The guy that gave Derek Jeter's 3000 ball back to him was rewarded with luxury seats and memorabilia that's now looking to be taxed on those gifts to the tune of up to about $13K.
There is no doubt in my mind that Jeter will step in and pay the taxes for the kid. Not just because Jeter himself is the king of doing the right thing, but even the most asshole MLB player would be told by his publicist or whatever what great publicity such a move would make, for basically what any player makes in about the time it takes him to say the word "tax."

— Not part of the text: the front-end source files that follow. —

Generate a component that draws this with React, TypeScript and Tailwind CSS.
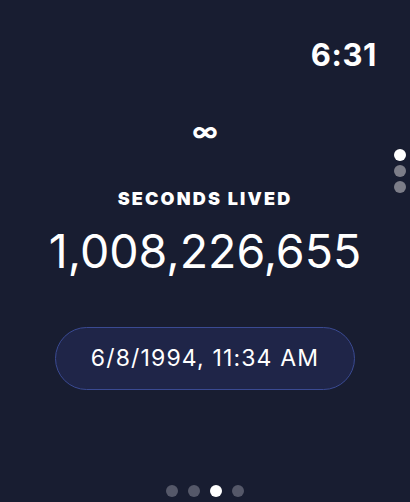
import React from 'react';

function PageDots({ count, active, vertical }: { count: number; active: number; vertical?: boolean }) {
  return (
    <div className={vertical ? 'flex flex-col gap-[4px]' : 'flex gap-[10px]'}>
      {Array.from({ length: count }).map((_, i) => (
        <div
          key={i}
          className={`h-[12px] w-[12px] rounded-full ${i === active ? 'bg-white' : vertical ? 'bg-[#7c7d88]' : 'bg-[#555869]'}`}
        />
      ))}
    </div>
  );
}

export default function App() {
  return (
    <div className="relative flex h-[502px] w-[410px] flex-col overflow-hidden bg-[#181d31] text-white [font-family:Inter,'Liberation_Sans',sans-serif]">
      <div className="flex justify-end pr-[33px] pt-[38px]">
        <span className="text-[31px] font-bold leading-[34px] tracking-[0.02em]">6:31</span>
      </div>

      <div className="mt-[45px] flex justify-center">
        <span className="text-[26px] font-bold leading-[30px]">∞</span>
      </div>

      <div className="mt-[42px] flex flex-col items-center">
        <div className="text-[18px] font-black leading-[20px] tracking-[0.12em]">SECONDS LIVED</div>
        <div className="mt-[14px] text-[46.5px] font-normal leading-[56px]">1,008,226,655</div>
      </div>

      <div className="mt-[48px] flex justify-center">
        <div className="flex h-[63px] w-[300px] items-center justify-center rounded-full border border-[#3a4a92] bg-[#1f2548] text-[23px] leading-none tracking-[0.05em]">
          6/8/1994, 11:34 AM
        </div>
      </div>

      <div className="absolute right-[4px] top-[149px]">
        <PageDots count={3} active={0} vertical />
      </div>
      <div className="absolute bottom-[5px] left-0 right-0 flex justify-center">
        <PageDots count={4} active={2} />
      </div>
    </div>
  );
}
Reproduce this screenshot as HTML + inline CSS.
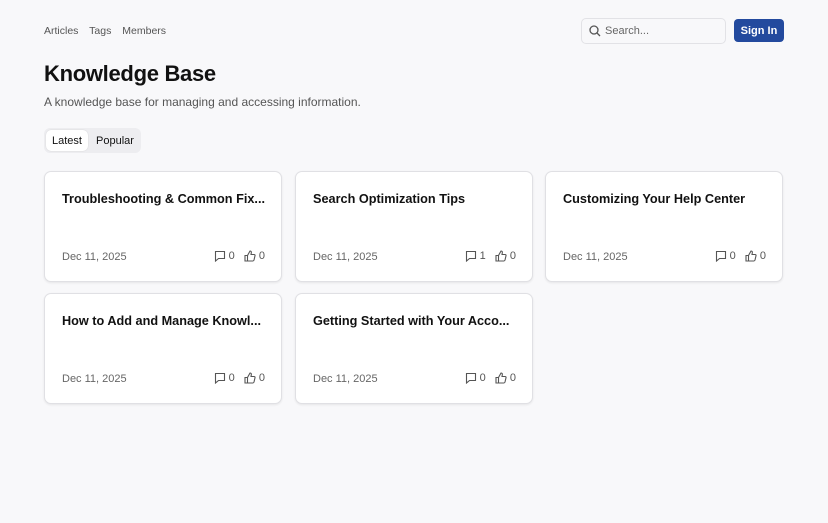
<!DOCTYPE html>
<html><head><style>
*{box-sizing:border-box;margin:0;padding:0}
body{width:828px;height:523px;background:#f8f8fa;font-family:"Liberation Sans",sans-serif;color:#111;position:relative;overflow:hidden}
.nav{position:absolute;top:25px;left:44px;font-size:10.5px;color:#555}
.nav span{margin-right:8px}
.search{position:absolute;left:581px;top:18px;width:145px;height:26px;border:1px solid #e2e2e6;border-radius:5px;background:#f8f8fa;font-size:11px;color:#666;padding:6px 0 0 23px}
.search svg{position:absolute;left:7px;top:6px}
.btn{position:absolute;left:734px;top:19px;width:50px;height:23px;background:#234a9e;border-radius:4px;color:#fff;font-size:11px;font-weight:bold;display:flex;align-items:center;justify-content:center}
h1{position:absolute;left:44px;top:61px;font-size:22px;font-weight:bold;letter-spacing:-0.3px}
.sub{position:absolute;left:44px;top:95px;font-size:12px;color:#555}
.tabs{position:absolute;left:44px;top:128px;width:97px;height:25px;background:#ededf0;border-radius:6px}
.tab{position:absolute;top:2px;height:21px;font-size:11px;line-height:22px;padding:0 6px}
.tab.a{left:2px;background:#fff;border-radius:5px;box-shadow:0 0 1px rgba(0,0,0,.2)}
.card{position:absolute;width:238px;height:111px;background:#fff;border:1px solid #e0e0e4;border-radius:7px;box-shadow:0 1px 2px rgba(0,0,0,.08)}
.t{position:absolute;left:17px;top:20px;font-size:12.7px;font-weight:bold;white-space:nowrap}
.d{position:absolute;left:17px;top:79px;font-size:11px;color:#666}
.m{position:absolute;right:16px;top:78px;font-size:11px;color:#555;display:flex;align-items:center;gap:3px}
.m svg{display:block}
</style></head><body>
<div class="nav"><span>Articles</span> <span>Tags</span> <span>Members</span></div>
<div class="search"><svg width="12" height="12" viewBox="0 0 12 12" fill="none" stroke="#555" stroke-width="1.3"><circle cx="5" cy="5" r="4"/><path d="M8 8l3 3"/></svg>Search...</div>
<div class="btn">Sign In</div>
<h1>Knowledge Base</h1>
<div class="sub">A knowledge base for managing and accessing information.</div>
<div class="tabs"><div class="tab a">Latest</div><div class="tab" style="left:46px">Popular</div></div>
<div class="card" style="left:44px;top:171px"><div class="t">Troubleshooting &amp; Common Fix...</div><div class="d">Dec 11, 2025</div><div class="m">
<svg width="12" height="12" viewBox="0 0 12 12" fill="none" stroke="#555" stroke-width="1.1"><path d="M1.5 1.5h9v7h-6l-3 2.5z"/></svg>0&nbsp;&nbsp;<svg width="12" height="12" viewBox="0 0 12 12" fill="none" stroke="#555" stroke-width="1.1"><path d="M1 5.5h2.5v5.5H1zM3.5 5.5L6 1c1 0 1.5.7 1.3 1.8L7 4.5h3c.8 0 1.2.6 1 1.3l-1 4.2c-.2.6-.5 1-1.1 1H3.5"/></svg>0</div></div>
<div class="card" style="left:295px;top:171px"><div class="t">Search Optimization Tips</div><div class="d">Dec 11, 2025</div><div class="m">
<svg width="12" height="12" viewBox="0 0 12 12" fill="none" stroke="#555" stroke-width="1.1"><path d="M1.5 1.5h9v7h-6l-3 2.5z"/></svg>1&nbsp;&nbsp;<svg width="12" height="12" viewBox="0 0 12 12" fill="none" stroke="#555" stroke-width="1.1"><path d="M1 5.5h2.5v5.5H1zM3.5 5.5L6 1c1 0 1.5.7 1.3 1.8L7 4.5h3c.8 0 1.2.6 1 1.3l-1 4.2c-.2.6-.5 1-1.1 1H3.5"/></svg>0</div></div>
<div class="card" style="left:545px;top:171px"><div class="t">Customizing Your Help Center</div><div class="d">Dec 11, 2025</div><div class="m">
<svg width="12" height="12" viewBox="0 0 12 12" fill="none" stroke="#555" stroke-width="1.1"><path d="M1.5 1.5h9v7h-6l-3 2.5z"/></svg>0&nbsp;&nbsp;<svg width="12" height="12" viewBox="0 0 12 12" fill="none" stroke="#555" stroke-width="1.1"><path d="M1 5.5h2.5v5.5H1zM3.5 5.5L6 1c1 0 1.5.7 1.3 1.8L7 4.5h3c.8 0 1.2.6 1 1.3l-1 4.2c-.2.6-.5 1-1.1 1H3.5"/></svg>0</div></div>
<div class="card" style="left:44px;top:293px"><div class="t">How to Add and Manage Knowl...</div><div class="d">Dec 11, 2025</div><div class="m">
<svg width="12" height="12" viewBox="0 0 12 12" fill="none" stroke="#555" stroke-width="1.1"><path d="M1.5 1.5h9v7h-6l-3 2.5z"/></svg>0&nbsp;&nbsp;<svg width="12" height="12" viewBox="0 0 12 12" fill="none" stroke="#555" stroke-width="1.1"><path d="M1 5.5h2.5v5.5H1zM3.5 5.5L6 1c1 0 1.5.7 1.3 1.8L7 4.5h3c.8 0 1.2.6 1 1.3l-1 4.2c-.2.6-.5 1-1.1 1H3.5"/></svg>0</div></div>
<div class="card" style="left:295px;top:293px"><div class="t">Getting Started with Your Acco...</div><div class="d">Dec 11, 2025</div><div class="m">
<svg width="12" height="12" viewBox="0 0 12 12" fill="none" stroke="#555" stroke-width="1.1"><path d="M1.5 1.5h9v7h-6l-3 2.5z"/></svg>0&nbsp;&nbsp;<svg width="12" height="12" viewBox="0 0 12 12" fill="none" stroke="#555" stroke-width="1.1"><path d="M1 5.5h2.5v5.5H1zM3.5 5.5L6 1c1 0 1.5.7 1.3 1.8L7 4.5h3c.8 0 1.2.6 1 1.3l-1 4.2c-.2.6-.5 1-1.1 1H3.5"/></svg>0</div></div>
</body></html>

This makes me think of something else I've thought over the last several days. Like everybody else, I guess I was like "the kid's crazy" to not cash the ball in. But then I started thinking about how much more cash being known as "The Guy That Returned Derek Jeter's 3000th Hit" could bring in, starting with when him oh-so-casually letting it be known he's got $100K in student loans, opening the door for the Yankees to step in, take care of the $100K and let people fawn "aawwwwwwww" over how great the "Evil Empire" is. Then, the Yankees could actually hire him to be "The Guy That Returned Derek Jeter's 3000th Hit", paying him $100k/year to go around and talk to kids about "doing the right thing" or whatever, and show up whenever one of the Yankees has a charity event etc. Otherwise he'd have made about $100K, immediately gotten a chunk taken by the IRS, and nobody would ever give a fuck about him since he'd have been just like every other douchebag out there looking to cash in on something they had nothing to do with. I'd like the think the kid quickly calculated all this and purposely "selflessly" returned the ball, but I doubt it.
1 comment:
You could've pulled it off, X. This kid? Doubt it.